Book Review: The Other Side, by Faraaz Kazi and Vivek Banerjee

The genre of horror is one that I love to read and sometimes attempt to write. For a story in the genre to be successful, I feel it has to have the capacity to make the reader imagine it, and feel the chill through their bones. It’s not just a sense of the paranormal, or a story with ghosts and other scary creatures in it that makes a story a horror story. That would be just a story with horror elements. I remember RL Stine and Goosebumps when I think of the genre. But this book was a different kind altogether, because it had thirteen (yes, interesting number isn’t it?) short stories in it.

the_other_side_faraaz_kazi_vivek_banerjee

The Other Side is a book that caught my attention because it was from two authors whose stories I had read before and enjoyed. The first thing I liked about the book was the cover design. It was really suited to the genre, and I liked the idea of bringing the cover to life.
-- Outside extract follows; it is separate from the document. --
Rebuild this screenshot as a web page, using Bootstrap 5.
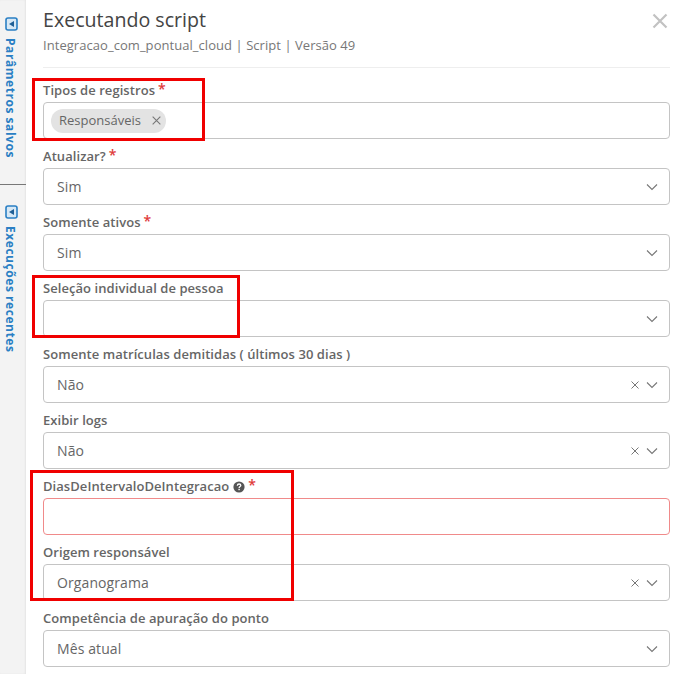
<!DOCTYPE html>
<html lang="pt-BR">
<head>
    <meta charset="UTF-8">
    <meta name="viewport" content="width=device-width, initial-scale=1.0">
    <title>Executando script</title>
    <link href="https://cdn.jsdelivr.net/npm/bootstrap@5.3.0/dist/css/bootstrap.min.css" rel="stylesheet">
    <style>
        html, body { height: 100%; overflow: hidden; }
        body { font-family: "Open Sans", sans-serif; color: #555; background: #fff; }
        .app-shell { height: 674px; position: relative; }
        .side-rail { width: 26px; flex: none; background: #f3f3f3; box-shadow: inset -1px 0 2px rgba(0,0,0,.06); }
        .rail-section { padding: 17px 3px 0 0; height: 184px; }
        .rail-section + .rail-section { border-top: 1px solid #777; padding-top: 20px; height: 300px; }
        .rail-text { writing-mode: vertical-rl; font-size: 12px; font-weight: 700; color: #2a7fc4; letter-spacing: .55px; line-height: 1; margin: 7px 3px 0 0; white-space: nowrap; }
        .rail-icon { width: 13px; height: 14px; display: block; }
        .form-pane { padding: 6px 12px 0 17px; min-width: 0; }
        .pane-title { font-size: 19.6px; font-weight: 400; color: #444; line-height: 28px; margin: 0; }
        .pane-sub { font-size: 13px; color: #777; line-height: 18px; margin-top: 2px; padding-bottom: 13px; border-bottom: 1px solid #eee; margin-bottom: 12px; letter-spacing: .05px; }
        .pane-close { position: absolute; top: 13px; right: 14px; width: 16px; height: 16px; }
        .field-row { height: 66px; }
        .field-label { font-size: 13px; font-weight: 600; color: #666; line-height: 18px; height: 22px; margin: 0; padding-top: 1px; letter-spacing: .06px; }
        .field-req { color: #e03a3a; font-size: 14px; line-height: 1; margin-left: 3px; position: relative; top: -1px; }
        .field-box { height: 37px; border: 1px solid #c4c4c4; border-radius: 4px; padding: 0 13px; font-size: 14px; color: #666; background: #fff; letter-spacing: .1px; }
        .field-box.is-bad { border-color: #f08a8a; }
        .tag-chip { background: #e3e3e3; border-radius: 12px; height: 24px; padding: 0 4px 0 8px; margin-left: -6px; font-size: 13px; color: #666; gap: 10px; letter-spacing: 0; }
        .help-icon { width: 12px; height: 12px; margin-left: 4px; position: relative; top: -1px; }
        .box-icons { gap: 6px; }
        .chev-end { margin-right: -2px; }
        .red-mark { position: absolute; border: 3px solid #f00000; pointer-events: none; }
        .mark-a { left: 32px; top: 78px; width: 173px; height: 63px; }
        .mark-b { left: 32px; top: 275px; width: 208px; height: 63px; }
        .mark-c { left: 30px; top: 470px; width: 264px; height: 131px; }
    </style>
</head>
<body>
    <svg width="0" height="0" class="position-absolute">
        <symbol id="chev" viewBox="0 0 12 8"><path d="M1 1.5 6 6.5 11 1.5" fill="none" stroke="#777" stroke-width="1.1"/></symbol>
        <symbol id="cross" viewBox="0 0 10 10"><path d="M1.5 1.5 8.5 8.5M8.5 1.5 1.5 8.5" fill="none" stroke="#777" stroke-width="1"/></symbol>
        <symbol id="rail" viewBox="0 0 13 14"><rect x="1" y="1" width="11" height="12" rx="2" fill="#d7e8f5" stroke="#2a7fc4" stroke-width="1.6"/><path d="M9 4 4 7 9 10Z" fill="#1f5f96"/></symbol>
    </svg>
    <div class="app-shell d-flex">
        <div class="side-rail">
            <div class="rail-section d-flex flex-column align-items-center">
                <svg class="rail-icon"><use href="#rail"/></svg>
                <span class="rail-text">Parâmetros salvos</span>
            </div>
            <div class="rail-section d-flex flex-column align-items-center">
                <svg class="rail-icon"><use href="#rail"/></svg>
                <span class="rail-text">Execuções recentes</span>
            </div>
        </div>
        <div class="form-pane flex-grow-1">
            <h1 class="pane-title">Executando script</h1>
            <div class="pane-sub">Integracao_com_pontual_cloud | Script | Versão 49</div>
            <svg class="pane-close" viewBox="0 0 16 16"><path d="M1.5 1.5 14.5 14.5M14.5 1.5 1.5 14.5" fill="none" stroke="#c2c2c2" stroke-width="2.2"/></svg>

            <div class="field-row">
                <label class="field-label d-block">Tipos de registros<span class="field-req">*</span></label>
                <div class="field-box d-flex align-items-center">
                    <span class="tag-chip d-inline-flex align-items-center">Responsáveis <svg width="11" height="11"><use href="#cross"/></svg></span>
                </div>
            </div>
            <div class="field-row">
                <label class="field-label d-block">Atualizar?<span class="field-req">*</span></label>
                <div class="field-box d-flex align-items-center justify-content-between">Sim <svg class="chev-end" width="12" height="8"><use href="#chev"/></svg></div>
            </div>
            <div class="field-row">
                <label class="field-label d-block">Somente ativos<span class="field-req">*</span></label>
                <div class="field-box d-flex align-items-center justify-content-between">Sim <svg class="chev-end" width="12" height="8"><use href="#chev"/></svg></div>
            </div>
            <div class="field-row">
                <label class="field-label d-block">Seleção individual de pessoa</label>
                <div class="field-box d-flex align-items-center justify-content-end"><svg class="chev-end" width="12" height="8"><use href="#chev"/></svg></div>
            </div>
            <div class="field-row">
                <label class="field-label d-block">Somente matrículas demitidas ( últimos 30 dias )</label>
                <div class="field-box d-flex align-items-center justify-content-between">Não <span class="box-icons d-flex align-items-center"><svg width="10" height="10"><use href="#cross"/></svg><svg class="chev-end" width="12" height="8"><use href="#chev"/></svg></span></div>
            </div>
            <div class="field-row">
                <label class="field-label d-block">Exibir logs</label>
                <div class="field-box d-flex align-items-center justify-content-between">Não <span class="box-icons d-flex align-items-center"><svg width="10" height="10"><use href="#cross"/></svg><svg class="chev-end" width="12" height="8"><use href="#chev"/></svg></span></div>
            </div>
            <div class="field-row">
                <label class="field-label d-block">DiasDeIntervaloDeIntegracao<svg class="help-icon" viewBox="0 0 12 12"><circle cx="6" cy="6" r="5.6" fill="#555"/><path d="M4.3 4.7C4.4 3.6 5.1 3 6.1 3 7.1 3 7.8 3.6 7.8 4.4 7.8 5.5 6.1 5.6 6.1 6.9" fill="none" stroke="#fff" stroke-width="1.3"/><rect x="5.4" y="7.8" width="1.4" height="1.4" fill="#fff"/></svg><span class="field-req">*</span></label>
                <div class="field-box is-bad"></div>
            </div>
            <div class="field-row">
                <label class="field-label d-block">Origem responsável</label>
                <div class="field-box d-flex align-items-center justify-content-between">Organograma <span class="box-icons d-flex align-items-center"><svg width="10" height="10"><use href="#cross"/></svg><svg class="chev-end" width="12" height="8"><use href="#chev"/></svg></span></div>
            </div>
            <div class="field-row">
                <label class="field-label d-block">Competência de apuração do ponto</label>
                <div class="field-box d-flex align-items-center justify-content-between">Mês atual <svg class="chev-end" width="12" height="8"><use href="#chev"/></svg></div>
            </div>
        </div>
        <div class="red-mark mark-a"></div>
        <div class="red-mark mark-b"></div>
        <div class="red-mark mark-c"></div>
    </div>
    <script src="https://cdn.jsdelivr.net/npm/bootstrap@5.3.0/dist/js/bootstrap.bundle.min.js"></script>
</body>
</html>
I think overall, the story is a mixed bag of mostly good stories and some average ones. I honestly do not feel any story is terrible in this collection, and that’s something positive. Stories like “The Long Weekend” and “The Lady in the Pub” make for wonderful reading. The former especially comes to mind because of a wonderful double-twist that is present in it. I think that’s another thing the authors have managed to do well. When there is a twist in the story at the end, it’s unexpected and something that falls in line with the plot before. The narration is simple, and mostly evocative, imaginative. “The Muse Comes Calling” is a story that I felt was scary for any author, but the ending was a buzzkill to be very frank. I expected something better. The other stories that didn’t quite appeal to me was “That Fateful Night” and “The Man Who Did Not Fear”, for similar reasons.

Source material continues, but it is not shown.